**WHAT YOU ARE ASKED TO DO**. Select every line below containing the word "components".

**DATA SEGMENT**.
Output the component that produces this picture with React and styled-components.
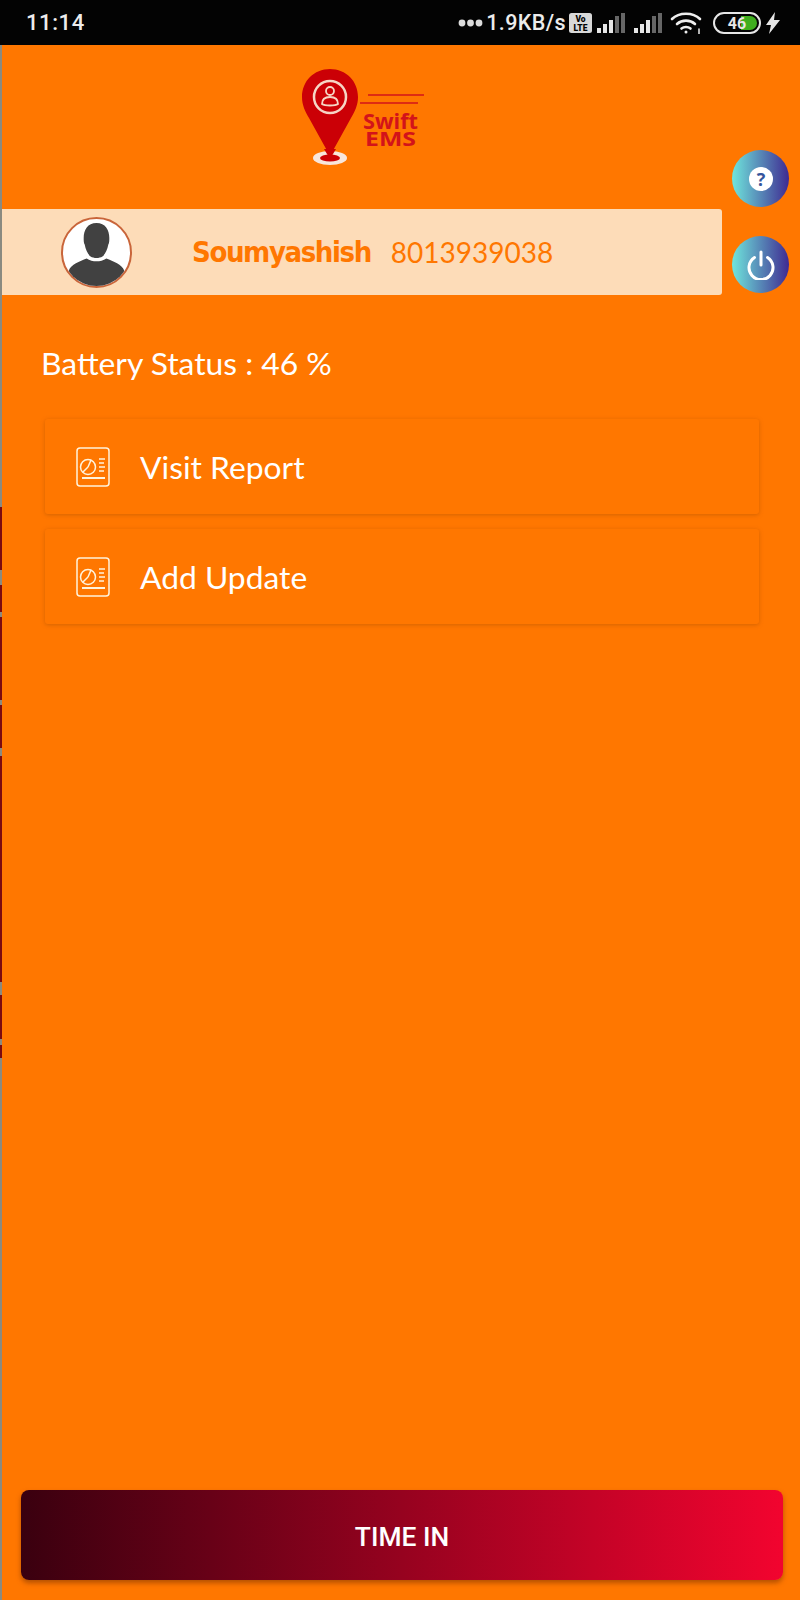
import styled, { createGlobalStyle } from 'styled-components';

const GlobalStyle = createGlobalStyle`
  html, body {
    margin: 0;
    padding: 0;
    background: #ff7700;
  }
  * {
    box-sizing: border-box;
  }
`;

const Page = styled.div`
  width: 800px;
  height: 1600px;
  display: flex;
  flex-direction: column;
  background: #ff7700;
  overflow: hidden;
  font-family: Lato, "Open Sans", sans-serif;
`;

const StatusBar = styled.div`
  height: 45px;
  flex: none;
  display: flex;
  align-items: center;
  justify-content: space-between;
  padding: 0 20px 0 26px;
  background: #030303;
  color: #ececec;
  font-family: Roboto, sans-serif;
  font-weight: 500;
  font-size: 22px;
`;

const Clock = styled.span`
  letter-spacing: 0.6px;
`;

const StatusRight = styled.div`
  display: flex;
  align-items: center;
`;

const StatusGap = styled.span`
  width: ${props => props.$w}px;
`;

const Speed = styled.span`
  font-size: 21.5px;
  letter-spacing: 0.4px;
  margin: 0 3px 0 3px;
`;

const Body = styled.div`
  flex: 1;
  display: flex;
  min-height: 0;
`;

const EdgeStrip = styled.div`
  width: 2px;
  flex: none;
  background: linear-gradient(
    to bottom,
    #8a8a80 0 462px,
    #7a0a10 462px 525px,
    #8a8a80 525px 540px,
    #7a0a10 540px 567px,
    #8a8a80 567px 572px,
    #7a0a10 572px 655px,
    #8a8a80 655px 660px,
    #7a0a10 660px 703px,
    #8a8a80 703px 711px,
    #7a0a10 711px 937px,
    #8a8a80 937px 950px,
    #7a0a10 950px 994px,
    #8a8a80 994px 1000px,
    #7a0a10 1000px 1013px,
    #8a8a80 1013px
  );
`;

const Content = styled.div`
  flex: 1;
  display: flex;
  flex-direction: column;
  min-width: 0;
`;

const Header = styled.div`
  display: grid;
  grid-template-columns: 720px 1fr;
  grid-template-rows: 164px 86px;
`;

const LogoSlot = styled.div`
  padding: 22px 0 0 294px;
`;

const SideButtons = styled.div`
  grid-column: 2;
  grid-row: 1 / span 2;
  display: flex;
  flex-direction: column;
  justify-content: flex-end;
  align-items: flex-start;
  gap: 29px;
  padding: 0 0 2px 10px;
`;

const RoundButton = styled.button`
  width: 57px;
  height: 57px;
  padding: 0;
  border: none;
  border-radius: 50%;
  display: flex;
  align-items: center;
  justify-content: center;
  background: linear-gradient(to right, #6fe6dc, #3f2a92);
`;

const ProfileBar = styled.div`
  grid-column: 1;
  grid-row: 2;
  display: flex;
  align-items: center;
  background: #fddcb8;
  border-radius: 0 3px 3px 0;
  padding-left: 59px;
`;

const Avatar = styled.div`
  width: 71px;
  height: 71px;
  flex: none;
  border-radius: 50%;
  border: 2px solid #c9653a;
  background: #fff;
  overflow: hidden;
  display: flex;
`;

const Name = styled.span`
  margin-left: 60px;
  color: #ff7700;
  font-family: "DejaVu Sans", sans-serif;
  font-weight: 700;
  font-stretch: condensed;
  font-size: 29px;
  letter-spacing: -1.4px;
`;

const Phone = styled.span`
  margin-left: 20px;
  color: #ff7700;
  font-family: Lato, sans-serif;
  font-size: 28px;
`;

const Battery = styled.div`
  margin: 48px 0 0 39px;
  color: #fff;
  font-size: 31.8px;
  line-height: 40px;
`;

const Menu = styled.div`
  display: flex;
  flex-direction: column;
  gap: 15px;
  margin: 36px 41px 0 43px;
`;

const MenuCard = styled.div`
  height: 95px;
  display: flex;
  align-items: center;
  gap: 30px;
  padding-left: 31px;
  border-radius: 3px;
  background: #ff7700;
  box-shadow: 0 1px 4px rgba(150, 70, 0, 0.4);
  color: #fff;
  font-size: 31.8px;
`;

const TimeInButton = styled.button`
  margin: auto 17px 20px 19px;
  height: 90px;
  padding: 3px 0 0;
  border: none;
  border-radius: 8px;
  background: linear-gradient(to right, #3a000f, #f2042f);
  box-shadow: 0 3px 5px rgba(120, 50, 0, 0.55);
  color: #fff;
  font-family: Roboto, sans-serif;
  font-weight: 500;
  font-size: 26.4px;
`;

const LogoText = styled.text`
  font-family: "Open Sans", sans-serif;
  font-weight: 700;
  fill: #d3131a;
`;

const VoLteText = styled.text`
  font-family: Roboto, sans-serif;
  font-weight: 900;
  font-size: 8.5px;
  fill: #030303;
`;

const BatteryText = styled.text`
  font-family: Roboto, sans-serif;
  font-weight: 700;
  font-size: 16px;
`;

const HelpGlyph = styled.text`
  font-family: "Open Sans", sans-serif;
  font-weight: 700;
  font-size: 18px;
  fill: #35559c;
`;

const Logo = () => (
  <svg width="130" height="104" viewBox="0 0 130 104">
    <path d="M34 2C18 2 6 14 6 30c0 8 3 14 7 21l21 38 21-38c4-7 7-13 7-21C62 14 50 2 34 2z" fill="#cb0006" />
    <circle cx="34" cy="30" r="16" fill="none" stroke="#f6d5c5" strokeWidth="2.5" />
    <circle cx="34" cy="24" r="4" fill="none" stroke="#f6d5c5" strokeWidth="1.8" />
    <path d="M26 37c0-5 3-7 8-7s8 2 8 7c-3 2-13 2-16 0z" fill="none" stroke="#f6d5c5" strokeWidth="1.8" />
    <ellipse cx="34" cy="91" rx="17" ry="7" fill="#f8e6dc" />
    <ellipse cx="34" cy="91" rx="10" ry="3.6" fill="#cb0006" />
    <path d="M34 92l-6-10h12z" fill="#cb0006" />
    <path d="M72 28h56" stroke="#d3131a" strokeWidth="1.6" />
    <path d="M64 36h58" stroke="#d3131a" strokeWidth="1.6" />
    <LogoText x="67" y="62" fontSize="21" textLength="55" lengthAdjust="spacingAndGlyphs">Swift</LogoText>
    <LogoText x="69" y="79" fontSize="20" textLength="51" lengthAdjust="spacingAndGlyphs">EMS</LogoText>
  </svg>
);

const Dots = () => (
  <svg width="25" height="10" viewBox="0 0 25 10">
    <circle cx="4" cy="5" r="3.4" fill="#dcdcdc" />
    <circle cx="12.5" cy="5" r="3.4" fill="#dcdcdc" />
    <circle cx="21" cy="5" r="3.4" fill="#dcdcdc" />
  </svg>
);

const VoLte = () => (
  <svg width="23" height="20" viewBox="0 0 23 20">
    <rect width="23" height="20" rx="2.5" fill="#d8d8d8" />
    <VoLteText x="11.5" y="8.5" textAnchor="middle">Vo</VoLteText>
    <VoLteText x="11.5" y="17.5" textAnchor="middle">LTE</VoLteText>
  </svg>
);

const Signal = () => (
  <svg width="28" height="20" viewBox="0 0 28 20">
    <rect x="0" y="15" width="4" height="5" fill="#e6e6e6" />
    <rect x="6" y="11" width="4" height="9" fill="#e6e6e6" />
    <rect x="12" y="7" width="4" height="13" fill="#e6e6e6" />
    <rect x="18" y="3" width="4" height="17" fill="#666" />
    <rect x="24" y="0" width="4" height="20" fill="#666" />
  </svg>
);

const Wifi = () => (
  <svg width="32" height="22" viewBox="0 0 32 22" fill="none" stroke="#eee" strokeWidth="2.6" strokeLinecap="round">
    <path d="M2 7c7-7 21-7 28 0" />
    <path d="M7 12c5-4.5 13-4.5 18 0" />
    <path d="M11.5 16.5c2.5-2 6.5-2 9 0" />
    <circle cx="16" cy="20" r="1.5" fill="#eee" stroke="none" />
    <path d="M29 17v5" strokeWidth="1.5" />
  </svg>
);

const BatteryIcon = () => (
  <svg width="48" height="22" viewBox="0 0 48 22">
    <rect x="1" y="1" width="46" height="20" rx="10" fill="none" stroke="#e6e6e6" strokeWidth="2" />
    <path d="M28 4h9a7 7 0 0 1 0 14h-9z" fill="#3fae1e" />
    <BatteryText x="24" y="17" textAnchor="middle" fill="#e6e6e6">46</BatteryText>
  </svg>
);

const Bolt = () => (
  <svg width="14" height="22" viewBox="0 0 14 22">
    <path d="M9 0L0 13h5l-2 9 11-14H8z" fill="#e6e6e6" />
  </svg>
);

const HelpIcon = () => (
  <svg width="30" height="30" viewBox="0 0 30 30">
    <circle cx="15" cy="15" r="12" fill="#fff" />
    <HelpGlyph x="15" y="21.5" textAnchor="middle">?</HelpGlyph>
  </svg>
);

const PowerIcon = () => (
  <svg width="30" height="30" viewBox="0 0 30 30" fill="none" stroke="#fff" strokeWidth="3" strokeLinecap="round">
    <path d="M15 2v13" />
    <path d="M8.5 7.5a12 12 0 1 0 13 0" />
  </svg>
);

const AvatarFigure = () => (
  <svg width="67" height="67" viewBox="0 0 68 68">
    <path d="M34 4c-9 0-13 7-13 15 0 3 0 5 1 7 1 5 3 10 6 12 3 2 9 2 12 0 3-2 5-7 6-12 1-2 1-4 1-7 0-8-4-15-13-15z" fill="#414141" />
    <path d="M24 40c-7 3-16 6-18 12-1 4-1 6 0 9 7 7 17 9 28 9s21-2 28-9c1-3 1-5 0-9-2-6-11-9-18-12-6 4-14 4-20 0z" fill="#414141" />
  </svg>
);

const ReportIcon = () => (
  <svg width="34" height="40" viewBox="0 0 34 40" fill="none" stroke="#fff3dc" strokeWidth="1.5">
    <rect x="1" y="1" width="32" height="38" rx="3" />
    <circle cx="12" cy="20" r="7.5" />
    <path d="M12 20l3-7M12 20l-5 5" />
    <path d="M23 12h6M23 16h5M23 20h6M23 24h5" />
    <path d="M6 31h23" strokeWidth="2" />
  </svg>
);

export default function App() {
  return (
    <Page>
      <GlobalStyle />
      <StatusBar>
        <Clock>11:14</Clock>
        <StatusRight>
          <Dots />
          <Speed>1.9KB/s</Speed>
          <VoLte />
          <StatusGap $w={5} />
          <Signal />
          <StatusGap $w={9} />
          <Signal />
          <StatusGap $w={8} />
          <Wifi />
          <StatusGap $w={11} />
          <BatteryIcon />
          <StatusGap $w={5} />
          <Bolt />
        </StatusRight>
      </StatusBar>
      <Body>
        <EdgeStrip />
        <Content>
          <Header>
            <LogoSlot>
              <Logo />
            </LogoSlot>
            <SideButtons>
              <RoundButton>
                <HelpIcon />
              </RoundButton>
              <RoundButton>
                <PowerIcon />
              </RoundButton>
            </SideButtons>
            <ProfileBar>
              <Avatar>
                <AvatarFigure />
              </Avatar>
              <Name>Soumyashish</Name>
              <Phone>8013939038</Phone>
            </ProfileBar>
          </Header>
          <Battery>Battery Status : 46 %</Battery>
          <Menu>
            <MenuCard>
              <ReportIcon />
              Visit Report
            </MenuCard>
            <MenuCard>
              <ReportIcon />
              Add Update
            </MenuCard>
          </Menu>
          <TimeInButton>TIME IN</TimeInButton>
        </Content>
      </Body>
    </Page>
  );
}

**RESULT FOR THIS EXERCISE**.
Output the component that produces this picture with React and styled-components.
import styled, { createGlobalStyle } from 'styled-components';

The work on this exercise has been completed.